- To be done: Extract every line from the records below that contains the word "index".

-- START Record set --

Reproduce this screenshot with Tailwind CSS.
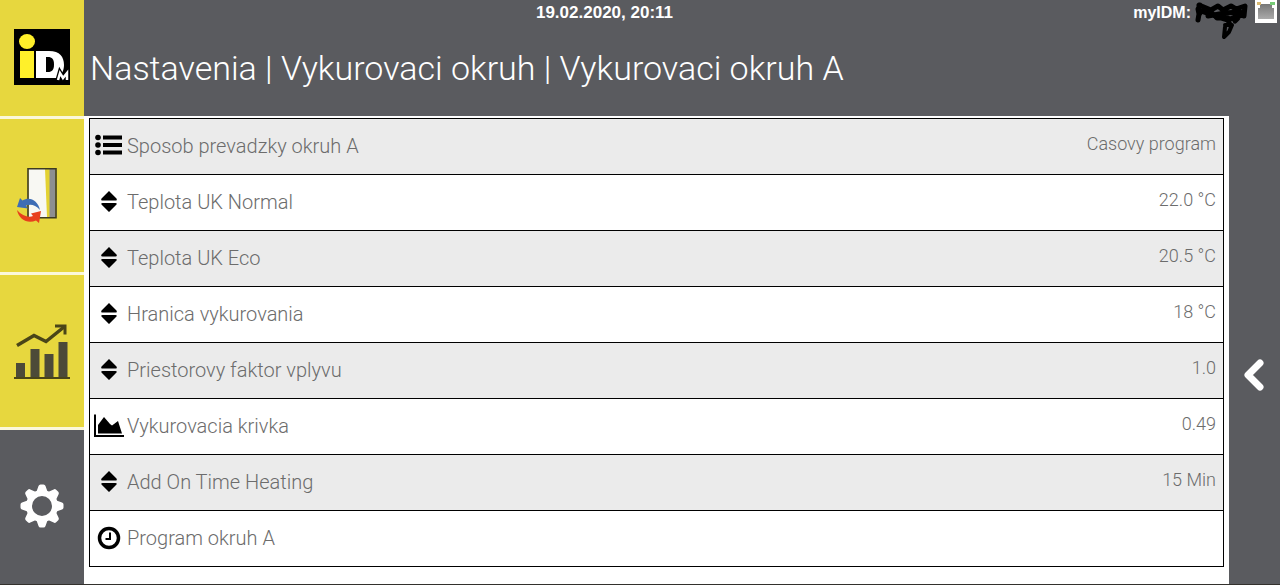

-- END Record set --
-- START Record set --

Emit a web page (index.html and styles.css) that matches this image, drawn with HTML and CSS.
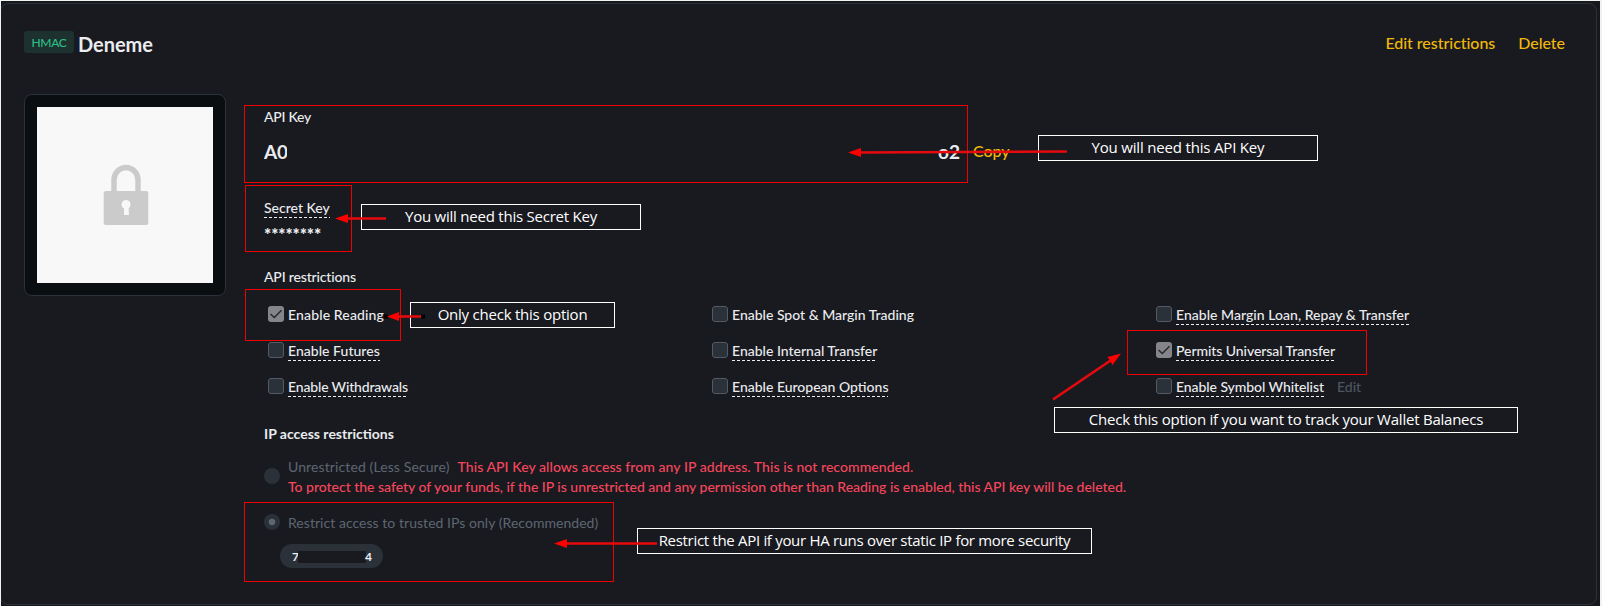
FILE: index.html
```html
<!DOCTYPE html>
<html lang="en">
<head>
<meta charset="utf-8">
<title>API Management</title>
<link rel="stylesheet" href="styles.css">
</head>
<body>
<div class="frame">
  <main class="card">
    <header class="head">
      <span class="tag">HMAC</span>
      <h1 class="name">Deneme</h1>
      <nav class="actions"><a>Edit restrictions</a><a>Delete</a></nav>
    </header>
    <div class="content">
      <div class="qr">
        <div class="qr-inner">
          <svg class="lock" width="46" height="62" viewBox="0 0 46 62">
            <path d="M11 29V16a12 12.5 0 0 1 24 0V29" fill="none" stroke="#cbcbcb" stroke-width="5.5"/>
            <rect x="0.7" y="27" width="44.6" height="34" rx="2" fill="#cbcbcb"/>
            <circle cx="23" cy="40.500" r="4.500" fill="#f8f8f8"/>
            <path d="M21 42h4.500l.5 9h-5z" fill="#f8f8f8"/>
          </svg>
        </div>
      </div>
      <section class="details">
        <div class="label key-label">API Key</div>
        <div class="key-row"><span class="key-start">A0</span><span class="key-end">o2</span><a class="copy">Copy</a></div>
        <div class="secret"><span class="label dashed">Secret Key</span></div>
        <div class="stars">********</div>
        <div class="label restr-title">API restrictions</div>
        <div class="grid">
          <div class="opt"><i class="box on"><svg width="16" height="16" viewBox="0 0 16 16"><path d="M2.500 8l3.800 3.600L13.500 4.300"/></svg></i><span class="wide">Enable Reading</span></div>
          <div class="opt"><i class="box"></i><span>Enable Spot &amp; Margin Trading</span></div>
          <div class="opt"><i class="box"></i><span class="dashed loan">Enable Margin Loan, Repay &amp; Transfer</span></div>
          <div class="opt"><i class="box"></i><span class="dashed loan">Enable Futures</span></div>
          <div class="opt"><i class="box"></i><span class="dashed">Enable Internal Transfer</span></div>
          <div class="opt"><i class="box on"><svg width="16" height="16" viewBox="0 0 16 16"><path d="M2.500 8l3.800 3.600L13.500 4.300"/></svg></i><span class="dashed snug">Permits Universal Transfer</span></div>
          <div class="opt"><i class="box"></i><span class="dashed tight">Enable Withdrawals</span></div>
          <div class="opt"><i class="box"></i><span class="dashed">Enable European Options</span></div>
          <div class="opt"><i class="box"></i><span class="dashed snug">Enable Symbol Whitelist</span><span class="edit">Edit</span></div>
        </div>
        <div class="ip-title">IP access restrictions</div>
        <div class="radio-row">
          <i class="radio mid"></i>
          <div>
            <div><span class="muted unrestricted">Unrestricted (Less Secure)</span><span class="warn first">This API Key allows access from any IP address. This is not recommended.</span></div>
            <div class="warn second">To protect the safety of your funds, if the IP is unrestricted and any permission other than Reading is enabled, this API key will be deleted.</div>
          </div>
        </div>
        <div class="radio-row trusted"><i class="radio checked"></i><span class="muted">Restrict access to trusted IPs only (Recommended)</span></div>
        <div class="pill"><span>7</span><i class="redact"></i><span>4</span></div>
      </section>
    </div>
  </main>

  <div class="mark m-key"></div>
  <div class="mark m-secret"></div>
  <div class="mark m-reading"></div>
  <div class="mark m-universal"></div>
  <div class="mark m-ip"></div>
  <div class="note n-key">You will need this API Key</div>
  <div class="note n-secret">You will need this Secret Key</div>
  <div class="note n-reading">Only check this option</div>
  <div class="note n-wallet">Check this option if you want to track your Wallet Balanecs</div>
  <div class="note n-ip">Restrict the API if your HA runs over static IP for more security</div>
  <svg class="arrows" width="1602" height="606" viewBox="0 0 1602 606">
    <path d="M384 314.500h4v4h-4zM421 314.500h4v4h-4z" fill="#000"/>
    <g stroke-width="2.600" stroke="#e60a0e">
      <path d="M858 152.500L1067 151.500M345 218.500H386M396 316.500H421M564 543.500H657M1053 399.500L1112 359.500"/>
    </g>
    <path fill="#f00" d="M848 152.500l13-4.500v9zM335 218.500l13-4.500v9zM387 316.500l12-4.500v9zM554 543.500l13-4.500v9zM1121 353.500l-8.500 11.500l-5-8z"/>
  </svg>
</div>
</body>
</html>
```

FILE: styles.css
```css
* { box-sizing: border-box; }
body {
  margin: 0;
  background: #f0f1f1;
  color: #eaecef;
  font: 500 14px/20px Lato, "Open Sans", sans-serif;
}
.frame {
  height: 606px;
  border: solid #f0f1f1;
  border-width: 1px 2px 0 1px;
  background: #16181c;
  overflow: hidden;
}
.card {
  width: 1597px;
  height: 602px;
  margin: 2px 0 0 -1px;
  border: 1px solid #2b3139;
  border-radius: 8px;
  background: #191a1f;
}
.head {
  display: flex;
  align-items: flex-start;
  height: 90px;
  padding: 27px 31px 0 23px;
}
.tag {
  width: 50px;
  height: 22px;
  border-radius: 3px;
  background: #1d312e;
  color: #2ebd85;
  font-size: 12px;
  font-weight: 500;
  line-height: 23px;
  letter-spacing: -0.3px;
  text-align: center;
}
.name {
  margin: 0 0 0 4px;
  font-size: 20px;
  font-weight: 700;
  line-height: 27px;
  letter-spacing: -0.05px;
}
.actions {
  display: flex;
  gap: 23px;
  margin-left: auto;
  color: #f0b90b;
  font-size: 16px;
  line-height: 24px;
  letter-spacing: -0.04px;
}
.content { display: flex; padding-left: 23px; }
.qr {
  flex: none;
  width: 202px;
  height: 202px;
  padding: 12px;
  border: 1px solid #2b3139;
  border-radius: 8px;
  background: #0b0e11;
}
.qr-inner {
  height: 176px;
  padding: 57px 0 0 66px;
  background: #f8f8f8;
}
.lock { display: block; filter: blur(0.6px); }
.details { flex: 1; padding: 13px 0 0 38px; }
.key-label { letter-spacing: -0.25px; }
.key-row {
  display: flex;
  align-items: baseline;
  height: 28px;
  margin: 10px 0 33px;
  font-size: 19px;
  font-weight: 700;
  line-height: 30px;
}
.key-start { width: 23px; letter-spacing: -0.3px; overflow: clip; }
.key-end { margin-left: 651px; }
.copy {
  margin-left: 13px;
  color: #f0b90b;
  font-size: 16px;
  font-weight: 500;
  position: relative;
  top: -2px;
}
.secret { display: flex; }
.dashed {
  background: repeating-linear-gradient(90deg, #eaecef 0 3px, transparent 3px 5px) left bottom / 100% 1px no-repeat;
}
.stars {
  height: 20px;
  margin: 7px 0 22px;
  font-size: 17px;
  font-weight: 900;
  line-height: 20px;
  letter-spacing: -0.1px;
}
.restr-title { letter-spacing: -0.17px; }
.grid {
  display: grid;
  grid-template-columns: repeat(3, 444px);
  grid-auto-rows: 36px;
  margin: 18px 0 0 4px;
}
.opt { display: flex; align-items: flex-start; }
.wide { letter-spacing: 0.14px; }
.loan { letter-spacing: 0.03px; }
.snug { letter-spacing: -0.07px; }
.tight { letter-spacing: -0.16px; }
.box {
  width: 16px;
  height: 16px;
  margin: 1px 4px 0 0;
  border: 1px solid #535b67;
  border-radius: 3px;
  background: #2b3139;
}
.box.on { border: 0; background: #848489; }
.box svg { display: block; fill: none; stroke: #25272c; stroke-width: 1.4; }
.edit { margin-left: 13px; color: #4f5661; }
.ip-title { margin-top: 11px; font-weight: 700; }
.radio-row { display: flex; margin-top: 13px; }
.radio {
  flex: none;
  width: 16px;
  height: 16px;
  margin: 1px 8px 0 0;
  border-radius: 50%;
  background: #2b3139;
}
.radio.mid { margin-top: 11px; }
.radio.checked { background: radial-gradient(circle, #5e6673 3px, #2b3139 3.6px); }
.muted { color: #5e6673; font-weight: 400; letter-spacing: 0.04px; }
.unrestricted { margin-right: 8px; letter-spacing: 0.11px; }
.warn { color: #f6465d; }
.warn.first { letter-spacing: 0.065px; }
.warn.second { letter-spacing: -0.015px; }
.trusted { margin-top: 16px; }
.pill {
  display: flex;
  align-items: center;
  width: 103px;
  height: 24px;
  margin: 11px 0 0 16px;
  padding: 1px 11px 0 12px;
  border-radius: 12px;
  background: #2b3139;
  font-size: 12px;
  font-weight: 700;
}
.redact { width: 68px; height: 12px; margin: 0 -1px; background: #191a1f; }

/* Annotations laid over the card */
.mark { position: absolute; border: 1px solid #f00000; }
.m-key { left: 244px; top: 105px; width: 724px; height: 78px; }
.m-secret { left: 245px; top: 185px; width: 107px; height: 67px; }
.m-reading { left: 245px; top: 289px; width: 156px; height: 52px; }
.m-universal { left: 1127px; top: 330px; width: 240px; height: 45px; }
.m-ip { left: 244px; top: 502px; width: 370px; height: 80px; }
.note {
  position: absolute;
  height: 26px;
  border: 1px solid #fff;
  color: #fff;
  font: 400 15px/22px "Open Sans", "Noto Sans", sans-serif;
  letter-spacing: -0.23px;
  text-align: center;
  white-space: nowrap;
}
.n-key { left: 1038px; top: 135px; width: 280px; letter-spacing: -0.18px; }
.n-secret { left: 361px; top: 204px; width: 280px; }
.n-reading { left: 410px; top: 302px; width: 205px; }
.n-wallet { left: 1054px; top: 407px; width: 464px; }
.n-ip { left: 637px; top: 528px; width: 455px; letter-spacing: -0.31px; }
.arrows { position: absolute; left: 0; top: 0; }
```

-- END Record set --

- Solution to the exercise:
Emit a web page (index.html and styles.css) that matches this image, drawn with HTML and CSS.
FILE: index.html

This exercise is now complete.